What Are Inventory Carrying Costs?
Carrying costs (also called holding costs) represent the total expense of keeping inventory on hand over time. For most businesses, these costs run between 20–30% of the total inventory value per year — a significant drain on working capital that often goes underestimated.
Carrying costs include:
- Storage costs: Warehouse rent, utilities, handling labor
- Capital costs: The opportunity cost of money tied up in unsold stock
- Insurance: Coverage for stored goods
- Shrinkage: Theft, damage, and obsolescence
- Inventory management overhead: Software, staff time for counting and tracking
The Tension: Holding Less vs. Running Out
Reducing inventory is straightforward in theory. The challenge is doing it without increasing stockout risk — the scenario where you can't fulfill customer orders because you've run out of stock. Stockouts cost you sales, erode customer trust, and can permanently shift buyers to competitors.
The goal is optimized inventory: the right amount of the right items in the right place at the right time.
Tactic 1: Segment Your Inventory with ABC Analysis
Not all inventory deserves the same management attention. ABC analysis classifies your SKUs by revenue contribution and turnover speed:
- A items (top ~20% of SKUs generating ~70-80% of value): Manage tightly, maintain accurate real-time data
- B items (mid-tier): Regular monitoring with moderate safety stock
- C items (high volume, low value): Simplify ordering, consider consignment or vendor-managed inventory
Focus your cost-reduction efforts on A items — that's where the biggest financial impact lives.
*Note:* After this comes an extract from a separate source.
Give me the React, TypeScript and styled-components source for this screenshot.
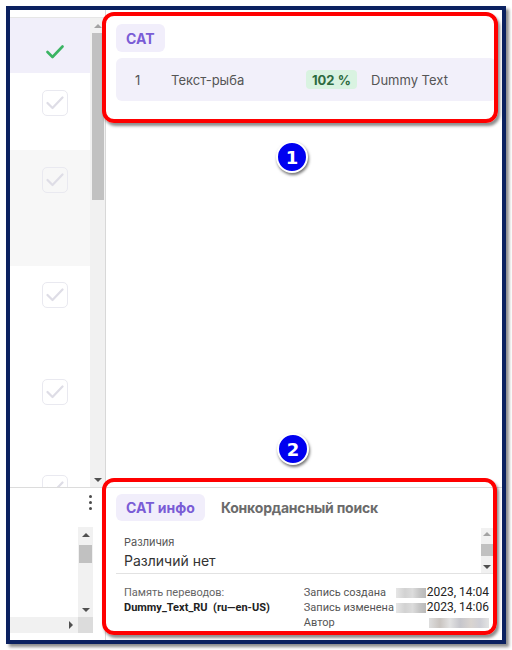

Tactic 2: Improve Demand Forecast Accuracy
Excess inventory almost always traces back to inaccurate demand forecasts. When you overestimate demand, you buy too much. Improving forecasting accuracy — even incrementally — directly reduces the buffer stock you need to carry. Review your forecasting methodology, incorporate sell-through data, and align closely with your sales team on upcoming promotions or market changes.
Tactic 3: Shorten Lead Times Through Supplier Collaboration
Safety stock exists largely to cover lead time variability. If your supplier typically delivers in 10–14 days but sometimes takes 21, you hold extra stock to cover that worst case. Work with suppliers to reduce and stabilize lead times — through blanket purchase orders, vendor-managed inventory, or local stocking agreements. Shorter, more predictable lead times mean you can safely carry less.
Tactic 4: Set Data-Driven Reorder Points and Safety Stock Levels
Many businesses set safety stock based on intuition or "what we've always done." Replace gut feel with calculation:
Safety Stock = Z-score × Standard Deviation of Lead Time Demand
While this requires historical data, even a simplified calculation based on average daily usage, lead time, and a desired service level will outperform arbitrary buffers.
Tactic 5: Identify and Liquidate Slow-Moving Stock
Run a regular slow-moving and obsolete inventory (SLOB) report — typically items with no movement in 90–180 days. For SLOB items:
- Discount and promote to clear stock
- Return to supplier if contractually possible
- Repurpose or substitute in production
- Sell to liquidators or donate (tax implications vary)
Holding slow stock indefinitely is almost never the right answer — it occupies space, absorbs capital, and often ends up written off at a worse rate later.
Measuring Your Progress
Track inventory turnover ratio (Cost of Goods Sold ÷ Average Inventory) and days inventory outstanding (DIO) over time. Improving these metrics while maintaining your target fill rate confirms that you're reducing carrying costs without sacrificing service levels — the key balance every operations manager should aim for.